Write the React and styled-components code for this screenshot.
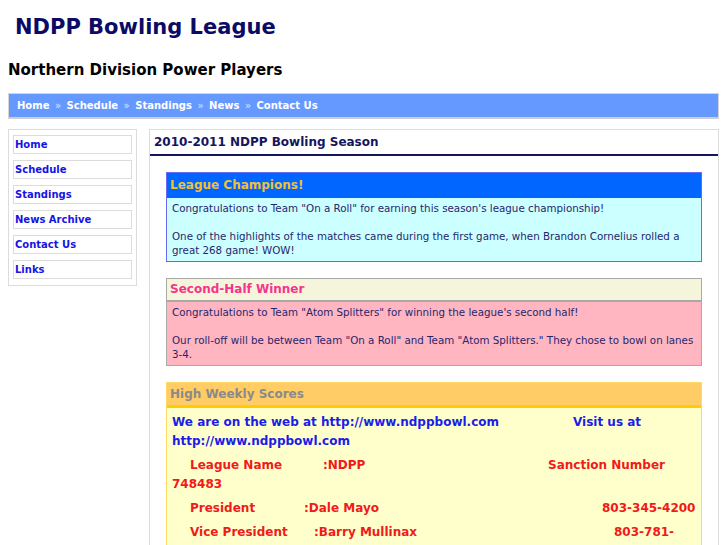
import React from "react"
import styled, { createGlobalStyle } from 'styled-components'

const Global = createGlobalStyle`
  html, body { margin: 0; padding: 0; background: #fff; }
  body { font-family: "DejaVu Sans", Verdana, sans-serif; }
`

const Page = styled.div`
  padding: 0 8px;
`

const Title = styled.h1`
  margin: 0;
  padding: 14px 0 0 7px;
  font-size: 21px;
  line-height: 27px;
  font-weight: bold;
  color: #0b0b66;
`

const SubTitle = styled.h2`
  margin: 0;
  padding-top: 20px;
  font-size: 15px;
  line-height: 18px;
  font-weight: bold;
  color: #000;
`

const NavBar = styled.div`
  margin-top: 14px;
  height: 23px;
  line-height: 23px;
  background: #6699ff;
  border: 1px solid #d4d4d4;
  border-bottom: 2px solid #cfcfcf;
  padding-left: 8px;
  color: #fff;
  font-size: 10px;
  font-weight: bold;
  white-space: nowrap;
`

const NavSep = styled.span`
  display: inline-block;
  margin: 0 5.5px;
  font-weight: normal;
  color: #dde6ff;
`

const Columns = styled.div`
  display: flex;
  align-items: flex-start;
  gap: 12px;
  margin-top: 10px;
`

const Side = styled.ul`
  width: 119px;
  flex: none;
  margin: 0;
  padding: 5px 4px 0 4px;
  border: 1px solid #dcdcdc;
  list-style: none;
`

const SideItem = styled.li`
  height: 17px;
  line-height: 17px;
  border: 1px solid #dcdcdc;
  margin-bottom: 6px;
  padding-left: 1px;
  font-size: 10px;
  font-weight: bold;
  color: #1414e6;
`

const Main = styled.div`
  flex: 1;
  border: 1px solid #dcdcdc;
  min-height: 430px;
  padding-bottom: 20px;
`

const MainHead = styled.div`
  height: 24px;
  line-height: 24px;
  padding-left: 4px;
  border-bottom: 2px solid #15155f;
  font-size: 12px;
  font-weight: bold;
  color: #15155f;
`

const Boxes = styled.div`
  display: flex;
  flex-direction: column;
  gap: 16px;
  padding: 16px 16px 0 16px;
`

const Box = styled.div`
  border: 1px solid ${p => p.edge};
`

const BoxHead = styled.div`
  height: ${p => p.h}px;
  line-height: ${p => p.h}px;
  padding-left: 3px;
  background: ${p => p.bg};
  color: ${p => p.fg};
  border-bottom: ${p => p.sep};
  font-size: 12px;
  font-weight: bold;
`

const BoxBody = styled.div`
  background: ${p => p.bg};
  padding: 3px 3px 4px 5px;
  font-size: 10.3px;
  line-height: 14px;
  color: #26266e;
`

const ScoreBody = styled.div`
  background: #ffffcc;
  padding: 5px 5px 20px 5px;
  font-size: 12px;
  font-weight: bold;
  line-height: 19px;
`

const Para = styled.p`
  margin: 0 0 5px 0;
  color: ${p => p.c};
  text-indent: ${p => p.indent || 0}px;
`

const Cell = styled.span`
  display: inline-block;
  width: ${p => p.w}px;
  text-indent: 0;
`

const Sep = () => <NavSep>»</NavSep>

const App = () => {
  return (
    <>
      <Global />
      <Page>
        <Title>NDPP Bowling League</Title>
        <SubTitle>Northern Division Power Players</SubTitle>
        <NavBar>
          Home<Sep />Schedule<Sep />Standings<Sep />News<Sep />Contact Us
        </NavBar>
        <Columns>
          <Side>
            <SideItem>Home</SideItem>
            <SideItem>Schedule</SideItem>
            <SideItem>Standings</SideItem>
            <SideItem>News Archive</SideItem>
            <SideItem>Contact Us</SideItem>
            <SideItem>Links</SideItem>
          </Side>
          <Main>
            <MainHead>2010-2011 NDPP Bowling Season</MainHead>
            <Boxes>
              <Box edge="#6a6af5">
                <BoxHead h={24} bg="#0066ff" fg="#f2c12e" sep="1px solid #0066ff">League Champions!</BoxHead>
                <BoxBody bg="#ccffff">
                  Congratulations to Team "On a Roll" for earning this season's league championship!
                  <br /><br />
                  One of the highlights of the matches came during the first game, when Brandon Cornelius rolled a great 268 game! WOW!
                </BoxBody>
              </Box>
              <Box edge="#aaaaaa">
                <BoxHead h={21} bg="#f5f5dc" fg="#f5338f" sep="2px solid #a8a8a8">Second-Half Winner</BoxHead>
                <BoxBody bg="#ffb6c1">
                  Congratulations to Team "Atom Splitters" for winning the league's second half!
                  <br /><br />
                  Our roll-off will be between Team "On a Roll" and Team "Atom Splitters." They chose to bowl on lanes 3-4.
                </BoxBody>
              </Box>
              <Box edge="#ffd966">
                <BoxHead h={22} bg="#ffcc66" fg="#8a8a8a" sep="3px solid #ffcc00">High Weekly Scores</BoxHead>
                <ScoreBody>
                  <Para c="#1c1ce8">
                    <Cell w={401}>We are on the web at http://www.ndppbowl.com</Cell>Visit us at http://www.ndppbowl.com
                  </Para>
                  <Para c="#f01a1a" indent={18}>
                    <Cell w={133}>League Name</Cell><Cell w={225}>:NDPP</Cell>Sanction Number 748483
                  </Para>
                  <Para c="#f01a1a" indent={18}>
                    <Cell w={114}>President</Cell><Cell w={298}>:Dale Mayo</Cell>803-345-4200
                  </Para>
                  <Para c="#f01a1a" indent={18}>
                    <Cell w={124}>Vice President</Cell><Cell w={300}>:Barry Mullinax</Cell>803-781-
                  </Para>
                </ScoreBody>
              </Box>
            </Boxes>
          </Main>
        </Columns>
      </Page>
    </>
  )
}

export default App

▶ Task directions
Print the whole listing above once more, word for word, without its pictures.

▶ Task solution
Write the React and styled-components code for this screenshot.
import React from "react"
import styled, { createGlobalStyle } from 'styled-components'

const Global = createGlobalStyle`
  html, body { margin: 0; padding: 0; background: #fff; }
  body { font-family: "DejaVu Sans", Verdana, sans-serif; }
`

const Page = styled.div`
  padding: 0 8px;
`

const Title = styled.h1`
  margin: 0;
  padding: 14px 0 0 7px;
  font-size: 21px;
  line-height: 27px;
  font-weight: bold;
  color: #0b0b66;
`

const SubTitle = styled.h2`
  margin: 0;
  padding-top: 20px;
  font-size: 15px;
  line-height: 18px;
  font-weight: bold;
  color: #000;
`

const NavBar = styled.div`
  margin-top: 14px;
  height: 23px;
  line-height: 23px;
  background: #6699ff;
  border: 1px solid #d4d4d4;
  border-bottom: 2px solid #cfcfcf;
  padding-left: 8px;
  color: #fff;
  font-size: 10px;
  font-weight: bold;
  white-space: nowrap;
`

const NavSep = styled.span`
  display: inline-block;
  margin: 0 5.5px;
  font-weight: normal;
  color: #dde6ff;
`

const Columns = styled.div`
  display: flex;
  align-items: flex-start;
  gap: 12px;
  margin-top: 10px;
`

const Side = styled.ul`
  width: 119px;
  flex: none;
  margin: 0;
  padding: 5px 4px 0 4px;
  border: 1px solid #dcdcdc;
  list-style: none;
`

const SideItem = styled.li`
  height: 17px;
  line-height: 17px;
  border: 1px solid #dcdcdc;
  margin-bottom: 6px;
  padding-left: 1px;
  font-size: 10px;
  font-weight: bold;
  color: #1414e6;
`

const Main = styled.div`
  flex: 1;
  border: 1px solid #dcdcdc;
  min-height: 430px;
  padding-bottom: 20px;
`

const MainHead = styled.div`
  height: 24px;
  line-height: 24px;
  padding-left: 4px;
  border-bottom: 2px solid #15155f;
  font-size: 12px;
  font-weight: bold;
  color: #15155f;
`

const Boxes = styled.div`
  display: flex;
  flex-direction: column;
  gap: 16px;
  padding: 16px 16px 0 16px;
`

const Box = styled.div`
  border: 1px solid ${p => p.edge};
`

const BoxHead = styled.div`
  height: ${p => p.h}px;
  line-height: ${p => p.h}px;
  padding-left: 3px;
  background: ${p => p.bg};
  color: ${p => p.fg};
  border-bottom: ${p => p.sep};
  font-size: 12px;
  font-weight: bold;
`

const BoxBody = styled.div`
  background: ${p => p.bg};
  padding: 3px 3px 4px 5px;
  font-size: 10.3px;
  line-height: 14px;
  color: #26266e;
`

const ScoreBody = styled.div`
  background: #ffffcc;
  padding: 5px 5px 20px 5px;
  font-size: 12px;
  font-weight: bold;
  line-height: 19px;
`

const Para = styled.p`
  margin: 0 0 5px 0;
  color: ${p => p.c};
  text-indent: ${p => p.indent || 0}px;
`

const Cell = styled.span`
  display: inline-block;
  width: ${p => p.w}px;
  text-indent: 0;
`

const Sep = () => <NavSep>»</NavSep>

const App = () => {
  return (
    <>
      <Global />
      <Page>
        <Title>NDPP Bowling League</Title>
        <SubTitle>Northern Division Power Players</SubTitle>
        <NavBar>
          Home<Sep />Schedule<Sep />Standings<Sep />News<Sep />Contact Us
        </NavBar>
        <Columns>
          <Side>
            <SideItem>Home</SideItem>
            <SideItem>Schedule</SideItem>
            <SideItem>Standings</SideItem>
            <SideItem>News Archive</SideItem>
            <SideItem>Contact Us</SideItem>
            <SideItem>Links</SideItem>
          </Side>
          <Main>
            <MainHead>2010-2011 NDPP Bowling Season</MainHead>
            <Boxes>
              <Box edge="#6a6af5">
                <BoxHead h={24} bg="#0066ff" fg="#f2c12e" sep="1px solid #0066ff">League Champions!</BoxHead>
                <BoxBody bg="#ccffff">
                  Congratulations to Team "On a Roll" for earning this season's league championship!
                  <br /><br />
                  One of the highlights of the matches came during the first game, when Brandon Cornelius rolled a great 268 game! WOW!
                </BoxBody>
              </Box>
              <Box edge="#aaaaaa">
                <BoxHead h={21} bg="#f5f5dc" fg="#f5338f" sep="2px solid #a8a8a8">Second-Half Winner</BoxHead>
                <BoxBody bg="#ffb6c1">
                  Congratulations to Team "Atom Splitters" for winning the league's second half!
                  <br /><br />
                  Our roll-off will be between Team "On a Roll" and Team "Atom Splitters." They chose to bowl on lanes 3-4.
                </BoxBody>
              </Box>
              <Box edge="#ffd966">
                <BoxHead h={22} bg="#ffcc66" fg="#8a8a8a" sep="3px solid #ffcc00">High Weekly Scores</BoxHead>
                <ScoreBody>
                  <Para c="#1c1ce8">
                    <Cell w={401}>We are on the web at http://www.ndppbowl.com</Cell>Visit us at http://www.ndppbowl.com
                  </Para>
                  <Para c="#f01a1a" indent={18}>
                    <Cell w={133}>League Name</Cell><Cell w={225}>:NDPP</Cell>Sanction Number 748483
                  </Para>
                  <Para c="#f01a1a" indent={18}>
                    <Cell w={114}>President</Cell><Cell w={298}>:Dale Mayo</Cell>803-345-4200
                  </Para>
                  <Para c="#f01a1a" indent={18}>
                    <Cell w={124}>Vice President</Cell><Cell w={300}>:Barry Mullinax</Cell>803-781-
                  </Para>
                </ScoreBody>
              </Box>
            </Boxes>
          </Main>
        </Columns>
      </Page>
    </>
  )
}

export default App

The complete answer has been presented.